Short exercise: Skip all pictures, then print the remaining material exactly.

....

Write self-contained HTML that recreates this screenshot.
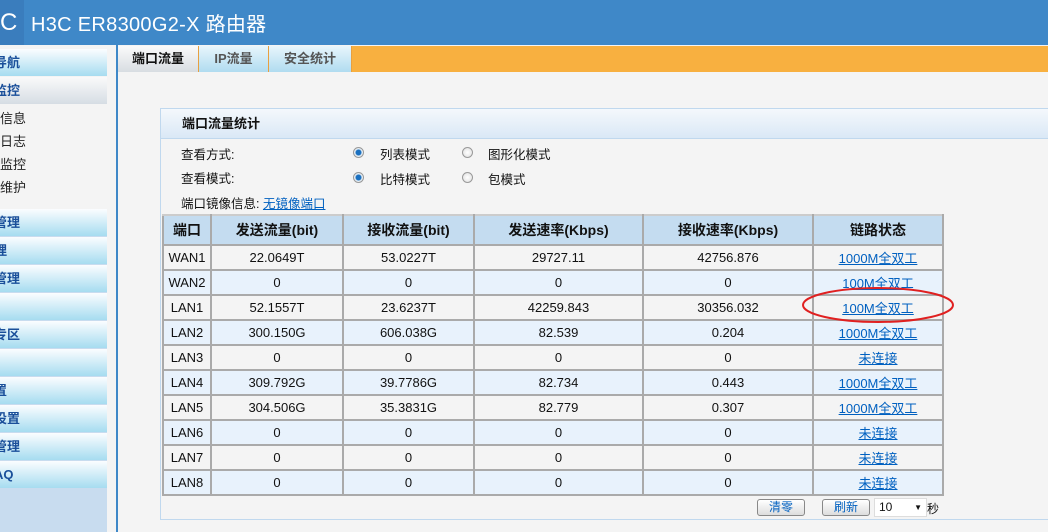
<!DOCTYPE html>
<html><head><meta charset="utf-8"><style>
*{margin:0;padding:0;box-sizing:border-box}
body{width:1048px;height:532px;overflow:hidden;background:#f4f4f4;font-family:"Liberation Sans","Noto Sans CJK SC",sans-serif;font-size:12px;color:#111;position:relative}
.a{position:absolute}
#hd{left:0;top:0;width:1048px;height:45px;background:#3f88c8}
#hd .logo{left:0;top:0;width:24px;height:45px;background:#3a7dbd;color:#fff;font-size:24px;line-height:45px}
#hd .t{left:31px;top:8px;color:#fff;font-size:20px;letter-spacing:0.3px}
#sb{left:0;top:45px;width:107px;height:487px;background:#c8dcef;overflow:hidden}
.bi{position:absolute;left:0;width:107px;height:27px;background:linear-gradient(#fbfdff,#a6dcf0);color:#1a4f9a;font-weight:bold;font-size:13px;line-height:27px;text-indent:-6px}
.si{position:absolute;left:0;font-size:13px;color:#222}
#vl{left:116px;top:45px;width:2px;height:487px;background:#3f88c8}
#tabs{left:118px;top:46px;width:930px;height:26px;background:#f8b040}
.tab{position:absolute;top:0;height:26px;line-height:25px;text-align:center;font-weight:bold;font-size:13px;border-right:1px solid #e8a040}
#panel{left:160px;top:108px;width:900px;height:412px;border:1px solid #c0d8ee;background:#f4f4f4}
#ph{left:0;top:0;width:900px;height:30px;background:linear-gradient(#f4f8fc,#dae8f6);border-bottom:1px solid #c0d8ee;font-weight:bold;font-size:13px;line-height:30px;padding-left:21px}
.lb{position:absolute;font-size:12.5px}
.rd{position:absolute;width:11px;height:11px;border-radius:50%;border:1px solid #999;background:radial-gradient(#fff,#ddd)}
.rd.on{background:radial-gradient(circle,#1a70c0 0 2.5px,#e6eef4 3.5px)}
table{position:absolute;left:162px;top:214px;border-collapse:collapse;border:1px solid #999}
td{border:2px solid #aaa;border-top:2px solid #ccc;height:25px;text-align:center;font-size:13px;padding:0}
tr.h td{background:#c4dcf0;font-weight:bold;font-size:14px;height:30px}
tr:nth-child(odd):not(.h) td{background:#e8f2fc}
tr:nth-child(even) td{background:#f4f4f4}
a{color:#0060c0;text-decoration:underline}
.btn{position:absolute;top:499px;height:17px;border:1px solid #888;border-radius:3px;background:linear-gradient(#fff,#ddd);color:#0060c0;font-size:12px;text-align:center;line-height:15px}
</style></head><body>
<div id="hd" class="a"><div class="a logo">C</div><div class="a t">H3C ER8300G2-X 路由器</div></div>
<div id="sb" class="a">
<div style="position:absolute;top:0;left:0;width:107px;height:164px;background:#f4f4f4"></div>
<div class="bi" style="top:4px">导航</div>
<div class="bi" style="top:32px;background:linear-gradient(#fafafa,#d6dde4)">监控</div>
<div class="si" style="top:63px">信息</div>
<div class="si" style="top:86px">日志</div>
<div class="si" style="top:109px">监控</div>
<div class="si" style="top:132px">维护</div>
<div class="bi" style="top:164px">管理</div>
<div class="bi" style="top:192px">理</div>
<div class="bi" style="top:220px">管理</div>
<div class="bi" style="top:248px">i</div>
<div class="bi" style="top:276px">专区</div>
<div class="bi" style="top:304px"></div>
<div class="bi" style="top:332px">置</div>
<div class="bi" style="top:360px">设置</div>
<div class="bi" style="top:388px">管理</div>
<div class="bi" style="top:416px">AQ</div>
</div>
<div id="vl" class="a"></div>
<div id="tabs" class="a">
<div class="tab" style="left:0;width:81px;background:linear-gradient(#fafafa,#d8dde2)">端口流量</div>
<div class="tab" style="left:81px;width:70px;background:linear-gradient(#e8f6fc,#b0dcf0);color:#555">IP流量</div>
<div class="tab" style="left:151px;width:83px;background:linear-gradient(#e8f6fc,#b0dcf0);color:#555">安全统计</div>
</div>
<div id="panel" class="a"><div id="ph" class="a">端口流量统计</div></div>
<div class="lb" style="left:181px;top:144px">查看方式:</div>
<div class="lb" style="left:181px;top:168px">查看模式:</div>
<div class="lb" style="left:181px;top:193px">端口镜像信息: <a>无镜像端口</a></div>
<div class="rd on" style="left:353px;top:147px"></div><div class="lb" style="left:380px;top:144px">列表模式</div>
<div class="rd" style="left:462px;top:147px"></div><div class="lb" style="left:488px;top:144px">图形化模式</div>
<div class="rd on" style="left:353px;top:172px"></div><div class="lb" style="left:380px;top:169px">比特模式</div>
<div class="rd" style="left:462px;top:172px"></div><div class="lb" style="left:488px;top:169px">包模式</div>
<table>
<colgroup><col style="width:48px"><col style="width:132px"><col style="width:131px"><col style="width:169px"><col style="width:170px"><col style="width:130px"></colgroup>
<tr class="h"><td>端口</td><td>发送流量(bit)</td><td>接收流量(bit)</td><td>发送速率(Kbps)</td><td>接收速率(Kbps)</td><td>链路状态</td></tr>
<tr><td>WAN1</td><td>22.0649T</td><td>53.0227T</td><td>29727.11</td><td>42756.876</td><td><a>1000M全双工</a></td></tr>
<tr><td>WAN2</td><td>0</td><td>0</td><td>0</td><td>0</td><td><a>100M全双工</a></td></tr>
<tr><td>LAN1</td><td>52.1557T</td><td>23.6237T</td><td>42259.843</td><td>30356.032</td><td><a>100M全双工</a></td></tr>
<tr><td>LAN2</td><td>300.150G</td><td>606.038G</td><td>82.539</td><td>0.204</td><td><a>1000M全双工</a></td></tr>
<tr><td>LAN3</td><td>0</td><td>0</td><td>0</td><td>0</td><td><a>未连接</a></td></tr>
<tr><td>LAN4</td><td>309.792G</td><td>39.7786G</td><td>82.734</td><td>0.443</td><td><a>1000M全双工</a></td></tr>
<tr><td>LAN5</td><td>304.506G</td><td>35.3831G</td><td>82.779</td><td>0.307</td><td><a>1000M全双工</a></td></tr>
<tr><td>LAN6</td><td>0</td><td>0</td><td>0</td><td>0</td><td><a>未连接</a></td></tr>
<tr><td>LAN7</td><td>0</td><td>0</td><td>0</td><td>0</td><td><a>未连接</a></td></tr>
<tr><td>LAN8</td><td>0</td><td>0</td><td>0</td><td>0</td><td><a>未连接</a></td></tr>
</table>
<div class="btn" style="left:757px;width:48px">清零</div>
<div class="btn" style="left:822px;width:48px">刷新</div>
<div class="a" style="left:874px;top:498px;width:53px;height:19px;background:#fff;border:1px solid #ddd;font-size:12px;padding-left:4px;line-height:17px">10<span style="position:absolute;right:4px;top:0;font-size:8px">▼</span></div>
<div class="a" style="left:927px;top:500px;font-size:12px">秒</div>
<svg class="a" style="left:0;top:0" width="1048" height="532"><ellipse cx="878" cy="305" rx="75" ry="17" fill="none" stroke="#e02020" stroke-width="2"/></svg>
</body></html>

....

Result of the exercise:
Write self-contained HTML that recreates this screenshot.
<!DOCTYPE html>
<html><head><meta charset="utf-8"><style>
*{margin:0;padding:0;box-sizing:border-box}
body{width:1048px;height:532px;overflow:hidden;background:#f4f4f4;font-family:"Liberation Sans","Noto Sans CJK SC",sans-serif;font-size:12px;color:#111;position:relative}
.a{position:absolute}
#hd{left:0;top:0;width:1048px;height:45px;background:#3f88c8}
#hd .logo{left:0;top:0;width:24px;height:45px;background:#3a7dbd;color:#fff;font-size:24px;line-height:45px}
#hd .t{left:31px;top:8px;color:#fff;font-size:20px;letter-spacing:0.3px}
#sb{left:0;top:45px;width:107px;height:487px;background:#c8dcef;overflow:hidden}
.bi{position:absolute;left:0;width:107px;height:27px;background:linear-gradient(#fbfdff,#a6dcf0);color:#1a4f9a;font-weight:bold;font-size:13px;line-height:27px;text-indent:-6px}
.si{position:absolute;left:0;font-size:13px;color:#222}
#vl{left:116px;top:45px;width:2px;height:487px;background:#3f88c8}
#tabs{left:118px;top:46px;width:930px;height:26px;background:#f8b040}
.tab{position:absolute;top:0;height:26px;line-height:25px;text-align:center;font-weight:bold;font-size:13px;border-right:1px solid #e8a040}
#panel{left:160px;top:108px;width:900px;height:412px;border:1px solid #c0d8ee;background:#f4f4f4}
#ph{left:0;top:0;width:900px;height:30px;background:linear-gradient(#f4f8fc,#dae8f6);border-bottom:1px solid #c0d8ee;font-weight:bold;font-size:13px;line-height:30px;padding-left:21px}
.lb{position:absolute;font-size:12.5px}
.rd{position:absolute;width:11px;height:11px;border-radius:50%;border:1px solid #999;background:radial-gradient(#fff,#ddd)}
.rd.on{background:radial-gradient(circle,#1a70c0 0 2.5px,#e6eef4 3.5px)}
table{position:absolute;left:162px;top:214px;border-collapse:collapse;border:1px solid #999}
td{border:2px solid #aaa;border-top:2px solid #ccc;height:25px;text-align:center;font-size:13px;padding:0}
tr.h td{background:#c4dcf0;font-weight:bold;font-size:14px;height:30px}
tr:nth-child(odd):not(.h) td{background:#e8f2fc}
tr:nth-child(even) td{background:#f4f4f4}
a{color:#0060c0;text-decoration:underline}
.btn{position:absolute;top:499px;height:17px;border:1px solid #888;border-radius:3px;background:linear-gradient(#fff,#ddd);color:#0060c0;font-size:12px;text-align:center;line-height:15px}
</style></head><body>
<div id="hd" class="a"><div class="a logo">C</div><div class="a t">H3C ER8300G2-X 路由器</div></div>
<div id="sb" class="a">
<div style="position:absolute;top:0;left:0;width:107px;height:164px;background:#f4f4f4"></div>
<div class="bi" style="top:4px">导航</div>
<div class="bi" style="top:32px;background:linear-gradient(#fafafa,#d6dde4)">监控</div>
<div class="si" style="top:63px">信息</div>
<div class="si" style="top:86px">日志</div>
<div class="si" style="top:109px">监控</div>
<div class="si" style="top:132px">维护</div>
<div class="bi" style="top:164px">管理</div>
<div class="bi" style="top:192px">理</div>
<div class="bi" style="top:220px">管理</div>
<div class="bi" style="top:248px">i</div>
<div class="bi" style="top:276px">专区</div>
<div class="bi" style="top:304px"></div>
<div class="bi" style="top:332px">置</div>
<div class="bi" style="top:360px">设置</div>
<div class="bi" style="top:388px">管理</div>
<div class="bi" style="top:416px">AQ</div>
</div>
<div id="vl" class="a"></div>
<div id="tabs" class="a">
<div class="tab" style="left:0;width:81px;background:linear-gradient(#fafafa,#d8dde2)">端口流量</div>
<div class="tab" style="left:81px;width:70px;background:linear-gradient(#e8f6fc,#b0dcf0);color:#555">IP流量</div>
<div class="tab" style="left:151px;width:83px;background:linear-gradient(#e8f6fc,#b0dcf0);color:#555">安全统计</div>
</div>
<div id="panel" class="a"><div id="ph" class="a">端口流量统计</div></div>
<div class="lb" style="left:181px;top:144px">查看方式:</div>
<div class="lb" style="left:181px;top:168px">查看模式:</div>
<div class="lb" style="left:181px;top:193px">端口镜像信息: <a>无镜像端口</a></div>
<div class="rd on" style="left:353px;top:147px"></div><div class="lb" style="left:380px;top:144px">列表模式</div>
<div class="rd" style="left:462px;top:147px"></div><div class="lb" style="left:488px;top:144px">图形化模式</div>
<div class="rd on" style="left:353px;top:172px"></div><div class="lb" style="left:380px;top:169px">比特模式</div>
<div class="rd" style="left:462px;top:172px"></div><div class="lb" style="left:488px;top:169px">包模式</div>
<table>
<colgroup><col style="width:48px"><col style="width:132px"><col style="width:131px"><col style="width:169px"><col style="width:170px"><col style="width:130px"></colgroup>
<tr class="h"><td>端口</td><td>发送流量(bit)</td><td>接收流量(bit)</td><td>发送速率(Kbps)</td><td>接收速率(Kbps)</td><td>链路状态</td></tr>
<tr><td>WAN1</td><td>22.0649T</td><td>53.0227T</td><td>29727.11</td><td>42756.876</td><td><a>1000M全双工</a></td></tr>
<tr><td>WAN2</td><td>0</td><td>0</td><td>0</td><td>0</td><td><a>100M全双工</a></td></tr>
<tr><td>LAN1</td><td>52.1557T</td><td>23.6237T</td><td>42259.843</td><td>30356.032</td><td><a>100M全双工</a></td></tr>
<tr><td>LAN2</td><td>300.150G</td><td>606.038G</td><td>82.539</td><td>0.204</td><td><a>1000M全双工</a></td></tr>
<tr><td>LAN3</td><td>0</td><td>0</td><td>0</td><td>0</td><td><a>未连接</a></td></tr>
<tr><td>LAN4</td><td>309.792G</td><td>39.7786G</td><td>82.734</td><td>0.443</td><td><a>1000M全双工</a></td></tr>
<tr><td>LAN5</td><td>304.506G</td><td>35.3831G</td><td>82.779</td><td>0.307</td><td><a>1000M全双工</a></td></tr>
<tr><td>LAN6</td><td>0</td><td>0</td><td>0</td><td>0</td><td><a>未连接</a></td></tr>
<tr><td>LAN7</td><td>0</td><td>0</td><td>0</td><td>0</td><td><a>未连接</a></td></tr>
<tr><td>LAN8</td><td>0</td><td>0</td><td>0</td><td>0</td><td><a>未连接</a></td></tr>
</table>
<div class="btn" style="left:757px;width:48px">清零</div>
<div class="btn" style="left:822px;width:48px">刷新</div>
<div class="a" style="left:874px;top:498px;width:53px;height:19px;background:#fff;border:1px solid #ddd;font-size:12px;padding-left:4px;line-height:17px">10<span style="position:absolute;right:4px;top:0;font-size:8px">▼</span></div>
<div class="a" style="left:927px;top:500px;font-size:12px">秒</div>
<svg class="a" style="left:0;top:0" width="1048" height="532"><ellipse cx="878" cy="305" rx="75" ry="17" fill="none" stroke="#e02020" stroke-width="2"/></svg>
</body></html>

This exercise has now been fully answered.